- **Written task**: Spot each line in the records below where the word "components" occurs, then copy it.

- **Data section**:
—————
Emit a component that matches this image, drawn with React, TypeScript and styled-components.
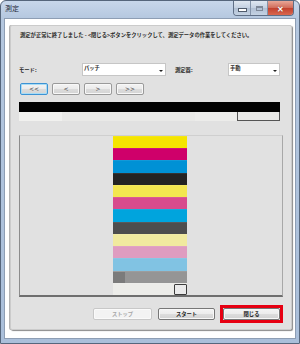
—————
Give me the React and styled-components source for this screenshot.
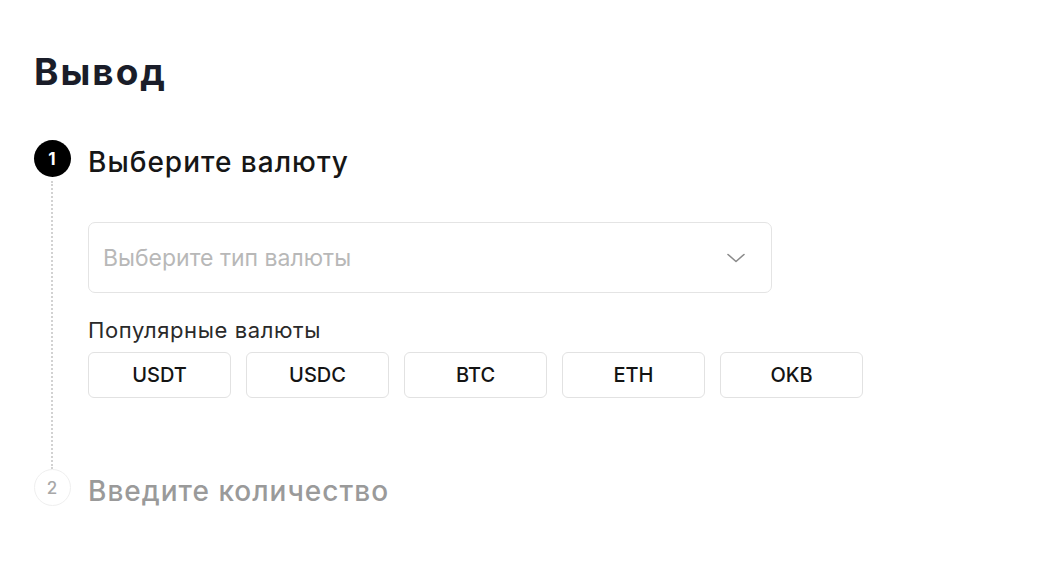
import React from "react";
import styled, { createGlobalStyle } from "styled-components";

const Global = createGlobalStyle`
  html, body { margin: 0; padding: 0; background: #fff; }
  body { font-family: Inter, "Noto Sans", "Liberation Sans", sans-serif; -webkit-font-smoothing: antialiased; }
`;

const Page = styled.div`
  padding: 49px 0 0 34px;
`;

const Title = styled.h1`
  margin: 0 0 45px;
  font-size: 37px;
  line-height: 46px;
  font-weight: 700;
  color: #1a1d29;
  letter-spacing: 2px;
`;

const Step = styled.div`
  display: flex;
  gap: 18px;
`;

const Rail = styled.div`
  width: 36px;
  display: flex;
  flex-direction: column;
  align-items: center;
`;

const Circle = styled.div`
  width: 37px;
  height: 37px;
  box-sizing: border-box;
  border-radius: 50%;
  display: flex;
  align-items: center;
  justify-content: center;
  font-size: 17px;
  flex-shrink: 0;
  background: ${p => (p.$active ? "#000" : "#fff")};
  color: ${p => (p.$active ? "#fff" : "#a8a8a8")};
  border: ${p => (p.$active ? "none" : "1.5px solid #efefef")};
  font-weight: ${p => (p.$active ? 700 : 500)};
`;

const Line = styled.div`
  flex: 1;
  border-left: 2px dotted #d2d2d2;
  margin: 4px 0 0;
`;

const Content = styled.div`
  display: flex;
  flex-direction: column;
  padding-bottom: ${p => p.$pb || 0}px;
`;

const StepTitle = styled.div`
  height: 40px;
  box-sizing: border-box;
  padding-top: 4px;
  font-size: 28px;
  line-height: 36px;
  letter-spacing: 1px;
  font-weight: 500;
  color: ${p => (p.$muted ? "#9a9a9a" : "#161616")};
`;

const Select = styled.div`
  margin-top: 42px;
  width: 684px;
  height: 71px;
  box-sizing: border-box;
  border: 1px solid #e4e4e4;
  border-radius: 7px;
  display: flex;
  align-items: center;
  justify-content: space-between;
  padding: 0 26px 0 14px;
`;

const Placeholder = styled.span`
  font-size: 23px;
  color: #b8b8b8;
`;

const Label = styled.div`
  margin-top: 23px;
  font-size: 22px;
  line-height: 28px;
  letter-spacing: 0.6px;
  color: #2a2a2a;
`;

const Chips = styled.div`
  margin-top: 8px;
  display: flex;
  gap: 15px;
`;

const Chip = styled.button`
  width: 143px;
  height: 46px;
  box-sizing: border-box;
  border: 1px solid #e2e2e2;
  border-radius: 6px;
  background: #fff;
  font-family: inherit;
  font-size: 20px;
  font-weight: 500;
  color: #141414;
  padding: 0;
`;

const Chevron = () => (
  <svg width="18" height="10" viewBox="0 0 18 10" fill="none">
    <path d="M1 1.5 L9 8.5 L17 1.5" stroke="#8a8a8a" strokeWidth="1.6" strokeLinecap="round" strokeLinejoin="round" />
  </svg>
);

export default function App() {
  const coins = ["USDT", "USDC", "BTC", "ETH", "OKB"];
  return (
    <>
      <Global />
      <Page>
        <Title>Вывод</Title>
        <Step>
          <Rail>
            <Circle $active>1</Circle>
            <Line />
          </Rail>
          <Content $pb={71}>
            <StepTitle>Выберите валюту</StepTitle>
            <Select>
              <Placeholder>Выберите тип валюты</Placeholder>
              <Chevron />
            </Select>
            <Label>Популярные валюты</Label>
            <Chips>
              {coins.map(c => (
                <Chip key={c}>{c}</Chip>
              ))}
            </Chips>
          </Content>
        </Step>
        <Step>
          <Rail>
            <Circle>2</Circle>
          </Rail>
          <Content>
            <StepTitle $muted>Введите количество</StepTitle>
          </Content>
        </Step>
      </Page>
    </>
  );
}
—————
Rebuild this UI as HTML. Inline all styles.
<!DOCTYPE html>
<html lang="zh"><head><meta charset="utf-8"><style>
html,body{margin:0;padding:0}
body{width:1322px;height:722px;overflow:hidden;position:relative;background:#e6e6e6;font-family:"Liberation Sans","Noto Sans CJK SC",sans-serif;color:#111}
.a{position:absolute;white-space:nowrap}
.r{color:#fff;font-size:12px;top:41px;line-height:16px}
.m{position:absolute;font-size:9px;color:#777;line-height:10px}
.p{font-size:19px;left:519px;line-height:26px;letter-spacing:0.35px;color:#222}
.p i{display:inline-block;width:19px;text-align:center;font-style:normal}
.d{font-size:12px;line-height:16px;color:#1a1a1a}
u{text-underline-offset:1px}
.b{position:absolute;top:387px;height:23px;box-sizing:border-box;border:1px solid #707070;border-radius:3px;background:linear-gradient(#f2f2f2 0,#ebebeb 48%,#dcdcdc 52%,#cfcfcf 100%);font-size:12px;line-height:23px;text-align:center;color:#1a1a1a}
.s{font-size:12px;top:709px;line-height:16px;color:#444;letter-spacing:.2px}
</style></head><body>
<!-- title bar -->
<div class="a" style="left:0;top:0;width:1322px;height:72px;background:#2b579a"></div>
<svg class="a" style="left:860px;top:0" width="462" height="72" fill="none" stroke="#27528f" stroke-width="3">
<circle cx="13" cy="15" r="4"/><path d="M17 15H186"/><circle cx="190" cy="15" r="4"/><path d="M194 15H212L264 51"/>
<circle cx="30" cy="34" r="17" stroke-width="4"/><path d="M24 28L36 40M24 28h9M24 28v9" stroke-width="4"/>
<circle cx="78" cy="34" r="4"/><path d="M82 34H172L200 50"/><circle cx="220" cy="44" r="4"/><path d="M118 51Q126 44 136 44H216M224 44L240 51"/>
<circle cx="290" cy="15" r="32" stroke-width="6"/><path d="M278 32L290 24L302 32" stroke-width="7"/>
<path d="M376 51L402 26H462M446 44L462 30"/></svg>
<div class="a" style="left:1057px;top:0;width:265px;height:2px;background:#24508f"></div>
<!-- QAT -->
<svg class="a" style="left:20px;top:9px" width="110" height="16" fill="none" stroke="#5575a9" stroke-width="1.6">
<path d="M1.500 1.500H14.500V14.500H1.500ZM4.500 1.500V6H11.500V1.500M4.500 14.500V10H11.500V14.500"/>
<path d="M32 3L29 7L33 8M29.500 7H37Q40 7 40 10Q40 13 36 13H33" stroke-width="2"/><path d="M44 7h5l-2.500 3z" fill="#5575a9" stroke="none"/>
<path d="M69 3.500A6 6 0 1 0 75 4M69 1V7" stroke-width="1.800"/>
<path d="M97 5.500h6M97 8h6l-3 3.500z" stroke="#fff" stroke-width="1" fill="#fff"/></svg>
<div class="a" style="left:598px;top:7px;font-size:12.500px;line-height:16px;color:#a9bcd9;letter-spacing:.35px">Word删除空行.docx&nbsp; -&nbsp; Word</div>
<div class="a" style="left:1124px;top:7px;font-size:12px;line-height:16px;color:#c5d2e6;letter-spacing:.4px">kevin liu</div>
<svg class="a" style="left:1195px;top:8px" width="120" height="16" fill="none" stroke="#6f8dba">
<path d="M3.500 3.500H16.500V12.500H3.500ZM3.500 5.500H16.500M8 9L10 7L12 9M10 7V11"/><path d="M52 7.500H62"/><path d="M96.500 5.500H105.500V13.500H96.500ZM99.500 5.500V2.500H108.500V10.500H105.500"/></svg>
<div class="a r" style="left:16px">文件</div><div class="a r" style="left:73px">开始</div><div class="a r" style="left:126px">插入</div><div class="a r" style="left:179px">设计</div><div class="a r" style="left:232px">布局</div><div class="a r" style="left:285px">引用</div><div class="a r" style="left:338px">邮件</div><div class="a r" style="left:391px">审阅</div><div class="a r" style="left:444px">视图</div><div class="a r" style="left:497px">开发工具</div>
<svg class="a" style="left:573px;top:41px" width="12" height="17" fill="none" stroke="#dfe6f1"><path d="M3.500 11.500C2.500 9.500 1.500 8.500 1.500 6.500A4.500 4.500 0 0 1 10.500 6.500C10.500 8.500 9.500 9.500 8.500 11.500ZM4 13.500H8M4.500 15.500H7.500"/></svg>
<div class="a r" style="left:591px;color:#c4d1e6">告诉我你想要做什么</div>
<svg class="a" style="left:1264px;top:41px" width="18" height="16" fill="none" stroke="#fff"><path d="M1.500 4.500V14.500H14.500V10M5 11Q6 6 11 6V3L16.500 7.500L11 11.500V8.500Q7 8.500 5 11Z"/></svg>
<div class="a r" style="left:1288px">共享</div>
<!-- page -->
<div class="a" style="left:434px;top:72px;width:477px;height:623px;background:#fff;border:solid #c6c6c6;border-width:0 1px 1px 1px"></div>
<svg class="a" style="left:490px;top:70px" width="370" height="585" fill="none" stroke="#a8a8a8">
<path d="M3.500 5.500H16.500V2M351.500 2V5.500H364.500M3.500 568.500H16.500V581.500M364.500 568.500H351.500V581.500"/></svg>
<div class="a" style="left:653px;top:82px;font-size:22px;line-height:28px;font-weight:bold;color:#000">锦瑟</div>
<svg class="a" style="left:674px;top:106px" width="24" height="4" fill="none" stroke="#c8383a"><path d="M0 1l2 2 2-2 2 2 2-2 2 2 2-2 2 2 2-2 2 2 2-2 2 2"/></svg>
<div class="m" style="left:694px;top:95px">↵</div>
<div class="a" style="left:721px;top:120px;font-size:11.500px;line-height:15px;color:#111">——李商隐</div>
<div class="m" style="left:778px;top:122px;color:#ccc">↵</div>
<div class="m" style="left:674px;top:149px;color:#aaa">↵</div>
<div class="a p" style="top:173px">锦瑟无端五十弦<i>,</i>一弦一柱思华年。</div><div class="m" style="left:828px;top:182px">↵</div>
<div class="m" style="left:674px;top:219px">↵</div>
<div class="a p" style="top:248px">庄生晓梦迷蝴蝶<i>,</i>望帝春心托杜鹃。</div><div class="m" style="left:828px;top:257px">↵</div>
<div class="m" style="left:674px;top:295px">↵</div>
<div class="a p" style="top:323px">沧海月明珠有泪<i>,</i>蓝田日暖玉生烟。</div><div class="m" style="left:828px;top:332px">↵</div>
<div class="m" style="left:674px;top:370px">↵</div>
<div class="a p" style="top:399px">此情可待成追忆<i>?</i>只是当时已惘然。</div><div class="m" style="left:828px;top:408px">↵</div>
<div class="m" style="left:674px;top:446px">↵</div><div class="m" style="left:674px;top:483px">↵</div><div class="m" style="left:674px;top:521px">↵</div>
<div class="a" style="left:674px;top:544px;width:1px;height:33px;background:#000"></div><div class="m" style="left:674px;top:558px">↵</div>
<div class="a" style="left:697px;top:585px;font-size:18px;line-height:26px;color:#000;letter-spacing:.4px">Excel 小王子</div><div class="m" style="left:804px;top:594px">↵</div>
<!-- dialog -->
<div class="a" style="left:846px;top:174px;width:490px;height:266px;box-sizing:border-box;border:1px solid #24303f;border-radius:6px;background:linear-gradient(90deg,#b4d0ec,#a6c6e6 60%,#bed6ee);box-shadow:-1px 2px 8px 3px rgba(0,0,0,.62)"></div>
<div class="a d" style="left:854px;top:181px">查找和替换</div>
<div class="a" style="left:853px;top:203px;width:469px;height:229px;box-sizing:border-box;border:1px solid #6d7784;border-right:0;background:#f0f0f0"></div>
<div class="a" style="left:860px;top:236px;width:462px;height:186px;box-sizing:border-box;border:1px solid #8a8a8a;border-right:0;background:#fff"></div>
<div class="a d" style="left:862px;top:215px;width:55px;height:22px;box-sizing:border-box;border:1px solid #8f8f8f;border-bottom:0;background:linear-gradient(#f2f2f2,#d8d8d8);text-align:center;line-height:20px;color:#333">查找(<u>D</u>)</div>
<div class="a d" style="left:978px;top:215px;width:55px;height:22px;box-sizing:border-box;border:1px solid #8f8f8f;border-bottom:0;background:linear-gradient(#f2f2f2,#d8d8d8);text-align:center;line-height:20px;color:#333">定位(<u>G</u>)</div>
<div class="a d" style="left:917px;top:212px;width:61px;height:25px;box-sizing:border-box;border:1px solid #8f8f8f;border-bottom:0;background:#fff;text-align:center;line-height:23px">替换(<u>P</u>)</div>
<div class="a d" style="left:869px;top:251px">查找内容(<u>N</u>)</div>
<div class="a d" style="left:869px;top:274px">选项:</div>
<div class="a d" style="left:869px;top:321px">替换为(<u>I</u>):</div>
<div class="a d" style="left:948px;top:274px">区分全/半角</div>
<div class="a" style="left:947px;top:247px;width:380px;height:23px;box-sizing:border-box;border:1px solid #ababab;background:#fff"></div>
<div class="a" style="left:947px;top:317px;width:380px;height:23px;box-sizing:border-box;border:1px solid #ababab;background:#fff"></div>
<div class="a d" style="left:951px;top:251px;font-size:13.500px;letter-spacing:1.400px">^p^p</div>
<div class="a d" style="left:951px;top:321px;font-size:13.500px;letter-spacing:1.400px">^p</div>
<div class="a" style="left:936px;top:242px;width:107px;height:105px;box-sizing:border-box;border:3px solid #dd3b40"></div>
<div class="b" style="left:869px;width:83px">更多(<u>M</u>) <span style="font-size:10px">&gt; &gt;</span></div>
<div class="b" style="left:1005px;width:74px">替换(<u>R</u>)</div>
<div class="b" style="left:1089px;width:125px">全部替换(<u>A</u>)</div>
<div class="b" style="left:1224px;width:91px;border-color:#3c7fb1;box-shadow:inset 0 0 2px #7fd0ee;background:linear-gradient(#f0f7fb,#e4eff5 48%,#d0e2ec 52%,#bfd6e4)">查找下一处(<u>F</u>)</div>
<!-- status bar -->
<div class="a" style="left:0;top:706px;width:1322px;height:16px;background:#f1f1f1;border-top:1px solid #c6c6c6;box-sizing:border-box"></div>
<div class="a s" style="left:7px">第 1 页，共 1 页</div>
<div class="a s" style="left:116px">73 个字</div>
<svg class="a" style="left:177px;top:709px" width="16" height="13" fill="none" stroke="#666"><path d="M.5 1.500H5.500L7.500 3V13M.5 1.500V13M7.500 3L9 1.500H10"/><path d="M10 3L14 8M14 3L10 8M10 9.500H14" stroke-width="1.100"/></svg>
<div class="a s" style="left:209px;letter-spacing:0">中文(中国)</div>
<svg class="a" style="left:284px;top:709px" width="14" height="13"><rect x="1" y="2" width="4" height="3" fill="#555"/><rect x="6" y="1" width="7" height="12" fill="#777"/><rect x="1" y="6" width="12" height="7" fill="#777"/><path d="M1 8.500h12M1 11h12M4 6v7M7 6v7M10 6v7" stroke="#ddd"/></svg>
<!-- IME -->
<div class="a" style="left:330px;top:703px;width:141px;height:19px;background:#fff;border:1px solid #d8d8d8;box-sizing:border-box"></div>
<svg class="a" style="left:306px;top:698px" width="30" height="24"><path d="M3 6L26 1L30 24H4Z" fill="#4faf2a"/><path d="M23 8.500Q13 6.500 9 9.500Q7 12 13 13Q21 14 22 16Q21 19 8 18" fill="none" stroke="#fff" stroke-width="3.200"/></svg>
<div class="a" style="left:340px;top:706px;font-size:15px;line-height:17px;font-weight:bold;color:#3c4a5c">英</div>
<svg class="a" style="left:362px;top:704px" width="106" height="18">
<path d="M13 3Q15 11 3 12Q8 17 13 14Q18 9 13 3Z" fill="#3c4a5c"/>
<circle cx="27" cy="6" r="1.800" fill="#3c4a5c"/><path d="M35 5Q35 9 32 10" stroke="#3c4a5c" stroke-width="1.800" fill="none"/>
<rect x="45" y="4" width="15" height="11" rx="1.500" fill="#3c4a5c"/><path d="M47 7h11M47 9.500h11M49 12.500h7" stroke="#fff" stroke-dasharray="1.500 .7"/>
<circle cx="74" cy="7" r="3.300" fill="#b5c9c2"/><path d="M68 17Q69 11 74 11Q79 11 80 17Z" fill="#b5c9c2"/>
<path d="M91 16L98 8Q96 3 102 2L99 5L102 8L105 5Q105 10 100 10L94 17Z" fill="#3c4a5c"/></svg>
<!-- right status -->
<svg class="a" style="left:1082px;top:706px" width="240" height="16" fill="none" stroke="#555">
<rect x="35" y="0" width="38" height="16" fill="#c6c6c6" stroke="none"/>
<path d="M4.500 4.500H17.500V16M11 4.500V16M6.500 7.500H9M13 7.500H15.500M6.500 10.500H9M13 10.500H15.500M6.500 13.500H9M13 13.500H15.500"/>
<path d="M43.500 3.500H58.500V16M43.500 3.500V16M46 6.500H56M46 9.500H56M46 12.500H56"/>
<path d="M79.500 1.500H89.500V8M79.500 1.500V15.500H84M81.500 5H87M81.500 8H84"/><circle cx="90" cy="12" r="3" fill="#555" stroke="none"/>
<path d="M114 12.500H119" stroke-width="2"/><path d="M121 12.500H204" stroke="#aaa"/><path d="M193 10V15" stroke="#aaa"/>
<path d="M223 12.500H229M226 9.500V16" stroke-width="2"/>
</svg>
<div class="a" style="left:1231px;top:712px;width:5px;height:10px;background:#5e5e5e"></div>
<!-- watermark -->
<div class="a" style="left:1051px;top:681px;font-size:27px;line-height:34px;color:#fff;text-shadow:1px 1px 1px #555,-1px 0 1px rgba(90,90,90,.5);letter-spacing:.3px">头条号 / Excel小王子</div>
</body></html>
—————
- **Response below**:
Emit a component that matches this image, drawn with React, TypeScript and styled-components.
Give me the React and styled-components source for this screenshot.
import styled, { createGlobalStyle } from "styled-components";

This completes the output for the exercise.